What Is Good Design, Really?
People talk a lot about good design.
We say it about a chair, a sneaker, a logo, a building, a watch. But most of the time, what we really mean is that something feels right. It fits quietly into our lives without asking for attention. Good design doesn’t shout. It earns its presence.
At its core, good design is honesty. It isn’t about novelty or noise but about clarity of intention. It’s a kind of empathy made tangible. The best objects anticipate our needs without explanation.

You don’t think about how to open a well-designed door handle. You simply do it, and it feels right. That instant understanding is design at work.
Good design also requires restraint. It’s about removing the unnecessary until only purpose remains. Dieter Rams said it simply: good design is as little design as possible.
When Steve Jobs spoke about Apple, he described beauty as the result of simplification, not decoration. The goal was to reveal the essence of a thing. In that sense, good design is not about perfection but precision.

Japanese design has practiced this for centuries. The principle of kanso values simplicity, shizen values naturalness, and wabi-sabi finds beauty in imperfection. Together they shape an aesthetic that feels both ancient and modern.
A hand-thrown cup, slightly uneven at the rim, can hold more warmth than one made by machine. Its flaw is what makes it human.
That same quiet humility lives in a Muji notebook or a wooden tray by Masashi Ifuji. Each object carries a dignity that comes from being considered, not overdesigned.



There is also ma, the power of space. It’s the pause that gives everything else meaning. In architecture, it might be the gap between two walls that lets light in. In product design, it could be the curve of a phone that rests perfectly in your hand. What’s absent becomes as meaningful as what’s there.
Yet good design isn’t bound to one culture or era. Scandinavian design reaches the same truth through warmth and function. Alvar Aalto’s bentwood stools and Arne Jacobsen’s chairs turned modernism into something humane.

The Bauhaus in Germany found poetry in precision, proving that usefulness could be beautiful. And in Ghana, designers like Jomo Tariku are reclaiming African heritage through sculptural furniture that balances tradition and modernity.
In fashion, good design reveals itself not in logos but in longevity. Think of Hermès, where every stitch serves a purpose and every bag or jacket is built to age with grace. Or Lemaire, whose quiet silhouettes outlast trend cycles. A well-tailored Margiela coat or a simple Auralee shirt earns its place not by shouting luxury but by holding its form year after year.
When fashion slows down enough to focus on material, cut, and touch, it moves closer to design than marketing.

The same truth applies to watches, where form and function meet on the wrist. Dieter Rams and Dietrich Lubs’ Braun AW10 remains a lesson in clarity: no logo, no ornament, just a matte dial and a yellow second hand.
The Seiko 5 made precision democratic.
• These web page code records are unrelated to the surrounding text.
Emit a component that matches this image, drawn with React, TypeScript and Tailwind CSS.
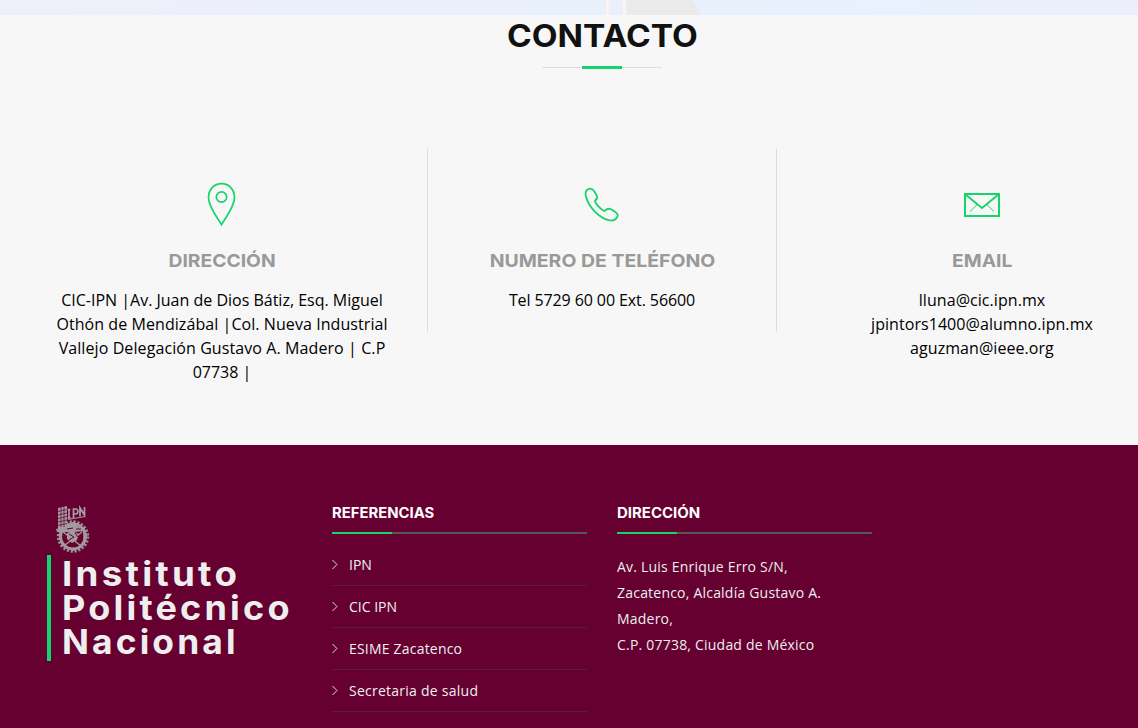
import type { ReactNode } from "react";

const heading = "font-['Inter',sans-serif] font-bold whitespace-nowrap";

function PinIcon() {
  return (
    <svg width="30" height="46" viewBox="0.5 0 30 46" fill="none" stroke="#16d46c" strokeWidth="1.7">
      <path d="M15 42.7C11.5 36.5 2 25 2 15.5C2 7.5 7.5 1.7 15 1.7S28 7.5 28 15.5C28 25 18.5 36.5 15 42.7Z" />
      <circle cx="15" cy="15" r="5.2" />
    </svg>
  );
}

function PhoneIcon() {
  return (
    <svg width="36" height="46" viewBox="0.5 0.2 36 46" fill="none" stroke="#16d46c" strokeWidth="1.8" strokeLinejoin="round">
      <path d="M4 7.7C6.5 6.1 8.8 6.8 10.5 9.3L13 13.3C14.3 15.6 13.8 17.3 11.5 18.7C11.1 21.2 17.9 28.2 21 29.4C23.2 26.6 24.9 26.2 27.4 27.5L31.2 29.7C34.3 31.6 35 33.6 33.2 36C31.4 38.7 28.8 39.4 25 38.4C15 35.8 5 24.8 2.5 15C1.6 11.5 2.1 9.1 4 7.7Z" />
    </svg>
  );
}

function MailIcon() {
  return (
    <svg width="36" height="46" viewBox="0 0 36 46" fill="none" stroke="#16d46c">
      <rect x="1" y="11" width="34" height="22" strokeWidth="2" transform="translate(0 1)" />
      <path d="M1.5 12.5L18 26L34.5 12.5" strokeWidth="1.9" />
      <path d="M13.5 22.2L6 29.5M22.5 22.2L30 29.5" strokeWidth="1" />
    </svg>
  );
}

function Emblem() {
  return (
    <svg width="38" height="50" viewBox="0 0 38 50" fill="none" className="ml-[7px] block">
      <circle cx="19" cy="31.5" r="14.7" stroke="#9d8c95" strokeWidth="3" strokeDasharray="2.2 1.65" />
      <circle cx="19" cy="31.5" r="12.4" stroke="#a39aa0" strokeWidth="3" />
      <path d="M4 3L13 1V24H4Z" fill="#a39aa0" />
      <path d="M4 6.5L13 4.5M4 10L13 8M4 13.5L13 11.5M4 17L13 15M4 20.5L13 18.5M7 2V22M10 2V22" stroke="#650030" strokeWidth=".7" />
      <path d="M15 4V13M13.5 4.5H16.5M13.5 13H17M19.5 13V4H22Q24 4.5 24 6.5T22 9H19.5M26 11.5V3L30.5 10V2" stroke="#aaa1a6" strokeWidth="1.7" />
      <path d="M14 14.5L31 11.5" stroke="#a39aa0" strokeWidth="1.2" />
      <path d="M2 24L14 21L20 16L24 22L31 23V26L20 27L3 27Z" fill="#a39aa0" />
      <path d="M6 27V34Q8 43 19 45Q29 42 30 34V26M8 26L27 41M28 27L11 40" stroke="#a39aa0" strokeWidth="1.4" />
      <path d="M13 28L18 26L25 29L23 35L18 38L13 34Z" fill="#a39aa0" />
      <path d="M15 29L20 32L15 35M21 28L24 32M13 24L19 23M22 24H27" stroke="#650030" strokeWidth="1" />
    </svg>
  );
}

function Contact({ icon, title, children, middle = false }: { icon: ReactNode; title: ReactNode; children: ReactNode; middle?: boolean }) {
  return (
    <div className={"mx-[15px] w-[350px] shrink-0 text-center " + (middle ? "h-[183px] border-x border-[#dcdcdc]" : "")}>
      <div className="mt-[33px] flex h-[46px] justify-center">{icon}</div>
      <h3 className={heading + " mt-[21px] h-6 text-[18px] leading-6 text-[#999999]"}>{title}</h3>
      <div className="mt-[15px] text-base leading-6 text-black">{children}</div>
    </div>
  );
}

function FooterTitle({ children }: { children: ReactNode }) {
  return (
    <div>
      <h4 className={heading + " h-[29px] text-[14px] leading-5 text-white"}>{children}</h4>
      <div className="h-0.5 bg-[#585858]">
        <div className="h-full w-[60px] bg-[#16d46c]" />
      </div>
    </div>
  );
}

const links = [
  { label: "IPN", tracking: "" },
  { label: "CIC IPN", tracking: "" },
  { label: "ESIME Zacatenco", tracking: "tracking-[0.2px]" },
  { label: "Secretaria de salud", tracking: "tracking-[0.25px]" },
];

export default function App() {
  return (
    <div className="h-[728px] w-full overflow-hidden bg-[#f7f7f7] font-['Open_Sans',sans-serif]">
      <div className="h-[15px] bg-[linear-gradient(90deg,#efeffb,#e8f0fc_50%,#e8f1fd_80%,#eceefb)]">
        <svg className="block" width="1138" height="15">
          <path d="M626 0H692L701 15H626Z" fill="#e9eae9" />
          <path d="M607.5 0V15M624 0V15" stroke="#f2edf5" strokeWidth="6" />
          <path d="M607.5 0V15M624 0V15" stroke="#fcf5f5" strokeWidth="2.5" />
        </svg>
      </div>
      <main className="ml-8 h-[430px] w-[1140px]">
        <h2 className={heading + " flex h-10 justify-center pt-px text-[31px] leading-10 text-[#111111]"}>
          <span className="scale-x-[1.08]">CONTACTO</span>
        </h2>
        <div className="mx-auto mt-[11px] flex h-[3px] w-[120px] items-center">
          <div className="h-px w-10 bg-[#dddddd]" />
          <div className="h-[3px] w-10 bg-[#16d46c]" />
          <div className="h-px w-10 bg-[#dddddd]" />
        </div>
        <section className="mt-20 flex">
          <Contact icon={<PinIcon />} title={<span className="inline-block scale-x-[1.07]">DIRECCIÓN</span>}>
            <p>
              CIC-IPN |Av. Juan de Dios Bátiz, Esq. Miguel<br />
              <span className="tracking-[0.07px]">Othón de Mendizábal |Col. Nueva Industrial</span><br />
              <span className="tracking-[0.09px]">Vallejo Delegación Gustavo A. Madero | C.P</span><br />
              07738 |
            </p>
          </Contact>
          <Contact middle icon={<PhoneIcon />} title={<span className="inline-block scale-x-[1.08]">NUMERO DE TELÉFONO</span>}>
            <p className="tracking-[-0.1px]">Tel 5729 60 00 Ext. 56600</p>
          </Contact>
          <Contact icon={<MailIcon />} title={<span className="inline-block scale-x-[1.07]">EMAIL</span>}>
            <p className="tracking-[0.06px]">lluna@cic.ipn.mx<br />jpintors1400@alumno.ipn.mx<br />aguzman@ieee.org</p>
          </Contact>
        </section>
      </main>
      <footer className="flex h-[283px] gap-[30px] bg-[#650030] pl-[47px]">
        <div className="w-[255px] shrink-0 pt-[60px]">
          <Emblem />
          <div className={heading + " h-[106px] border-l-4 border-[#16d46c] pl-[11px] pt-[2px] text-[34px] leading-[34px] tracking-[3px] text-[#eeeeee]"}>
            <div className="origin-left scale-x-[1.08]">Instituto</div>
            <div className="origin-left scale-x-[1.06]">Politécnico</div>
            <div className="origin-left scale-x-[1.04]">Nacional</div>
          </div>
        </div>
        <div className="w-[255px] shrink-0 pt-[58px]">
          <FooterTitle><span className="inline-block origin-left scale-x-[1.06]">REFERENCIAS</span></FooterTitle>
          <ul className="mt-[10px]">
            {links.map(({ label, tracking }) => (
              <li key={label} className="flex h-[42px] items-center border-b border-[#52223a] text-[14px] text-[#f0f0f0]">
                <svg width="17" height="11" viewBox="0 0 17 11" fill="none" stroke="#dddddd" strokeWidth="1">
                  <path d="M.5 1L5 5.5L.5 10" />
                </svg>
                <span className={tracking}>{label}</span>
              </li>
            ))}
          </ul>
        </div>
        <div className="w-[255px] shrink-0 pt-[58px]">
          <FooterTitle><span className="inline-block origin-left scale-x-[1.07]">DIRECCIÓN</span></FooterTitle>
          <p className="mt-5 text-[14px] leading-[26px] tracking-[0.21px] text-[#eeeeee]">
            Av. Luis Enrique Erro S/N,<br />Zacatenco, Alcaldía Gustavo A.<br />Madero,<br />C.P. 07738, Ciudad de México
          </p>
        </div>
      </footer>
    </div>
  );
}
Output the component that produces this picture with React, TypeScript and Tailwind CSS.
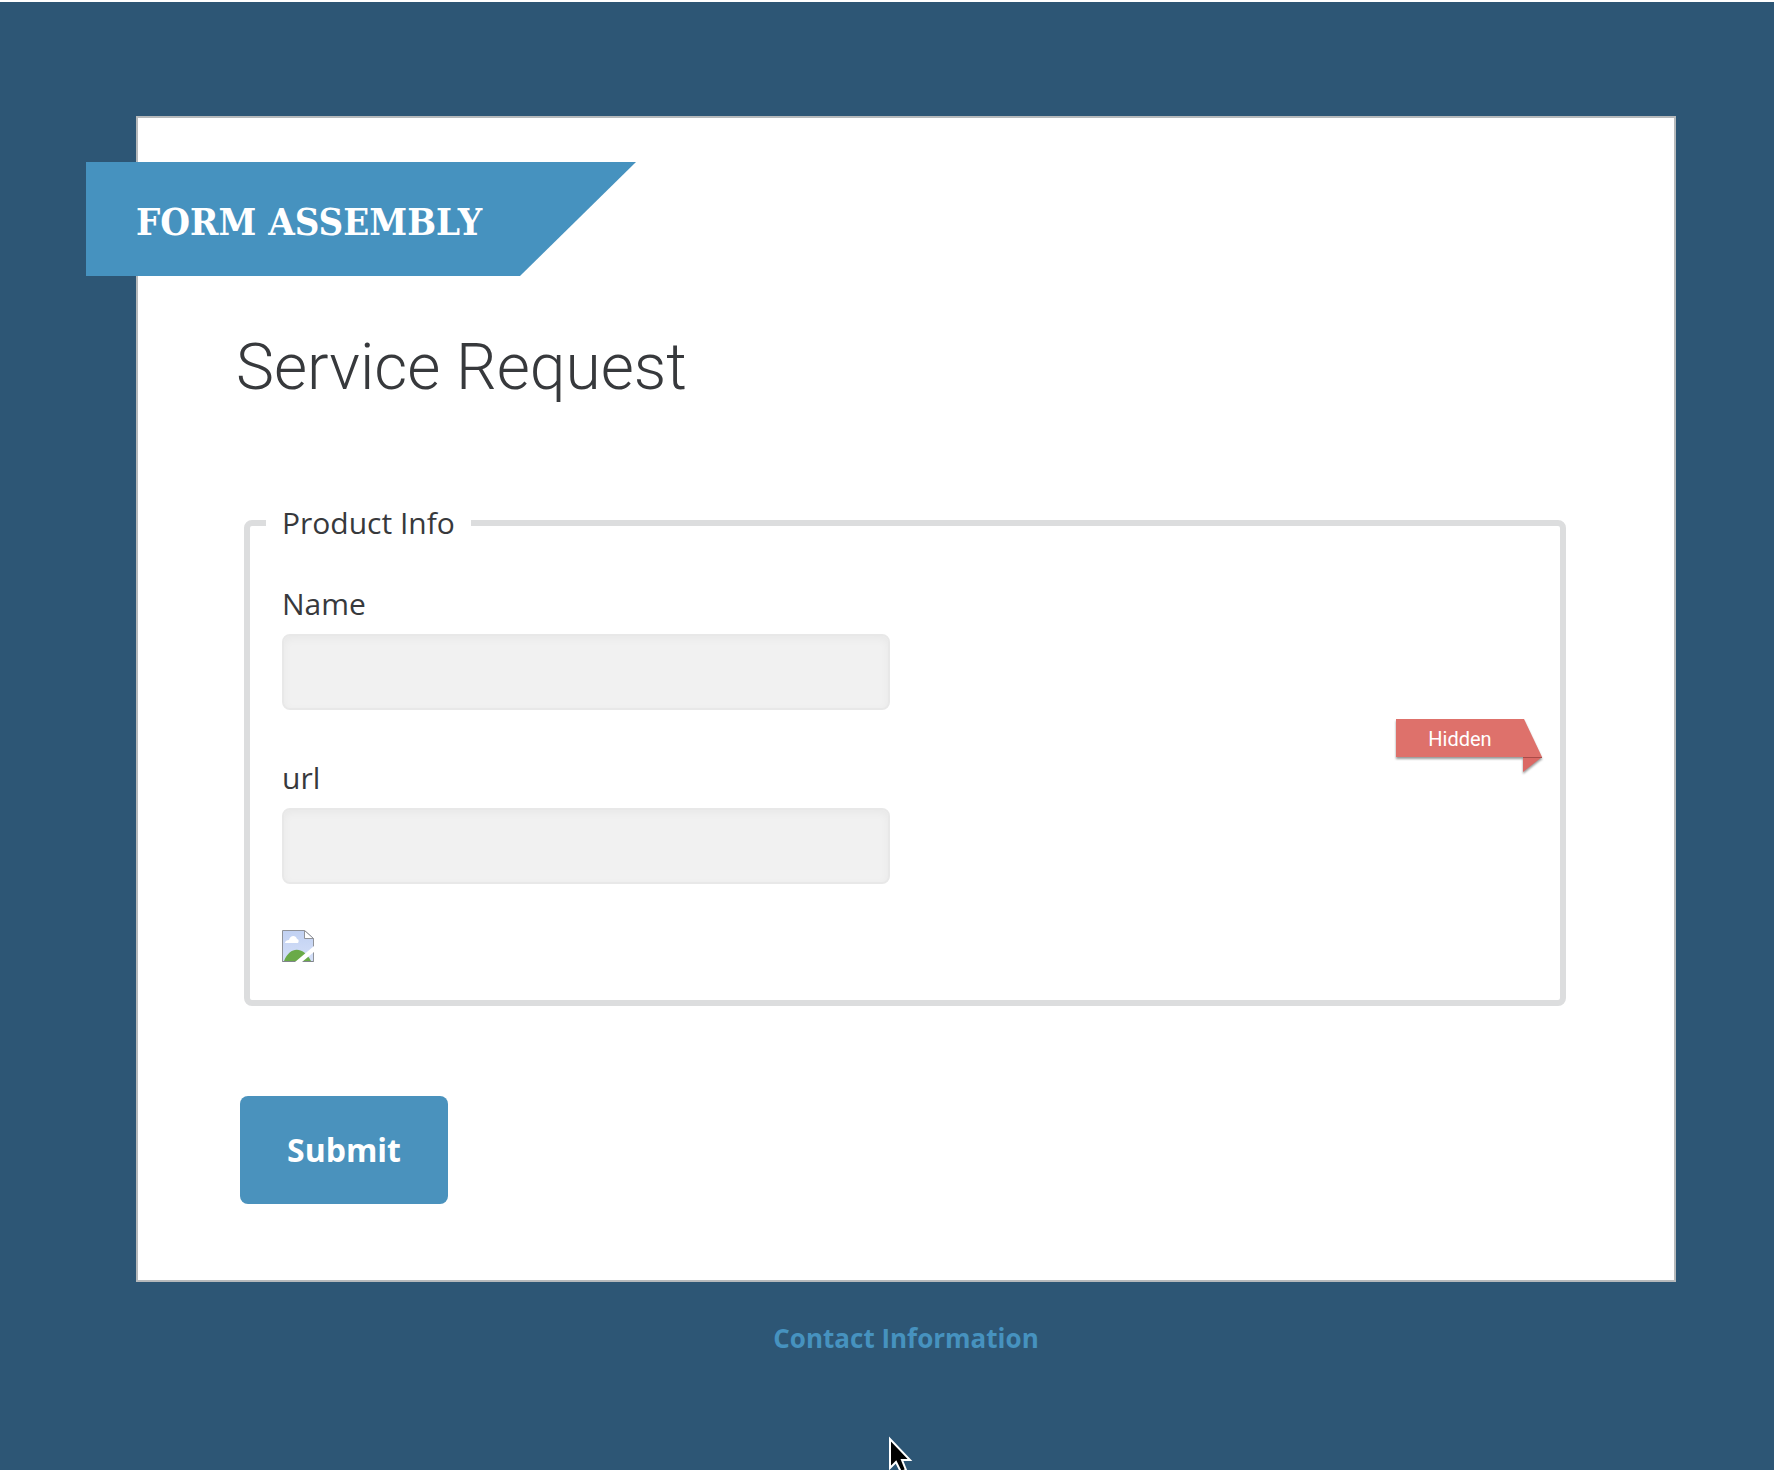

Patek Philippe’s 1932 Calatrava distilled Bauhaus balance into timeless elegance.
And when Gérald Genta sketched the Royal Oak for Audemars Piguet, he made industrial honesty desirable by exposing the mechanics.
Even the Ressence Type 3, with its liquid-filled dial and frictionless discs, shows how innovation can still feel human. The best watch designs, like the best buildings, make time itself feel tangible.

Good design doesn’t have to be expensive or exclusive. The Swatch made time playful again. The Seiko 5 made it accessible. The Apple Watch made it part of daily rhythm. Whether mechanical or digital, luxury or mass, the principle stays the same: clarity, empathy, and trust.
Because at the end of the day, good design is about trust. A well-balanced pen, the quiet click of a hinge, the feel of a ceramic bowl that fits naturally between your palms, these are details most people overlook but never forget once they’re felt. They create a sense of reliability, a small but powerful faith in the object and its maker.
That trust is what makes design timeless. The best designs don’t chase relevance; they sustain it. They evolve subtly but never lose their center. They adapt to culture without losing their integrity.
That’s why a Braun radio from the 1960s, a Calatrava from the 1930s, or an iPhone from a decade ago still feel modern. They were built with care and conviction.
In the end, good design isn’t a style or a checklist. It’s a relationship. It’s what happens when form, function, and feeling align so completely that you stop noticing the design at all. What remains is an experience, intuitive, human, and quietly alive.
If something still feels right when no one’s watching, it’s probably good design.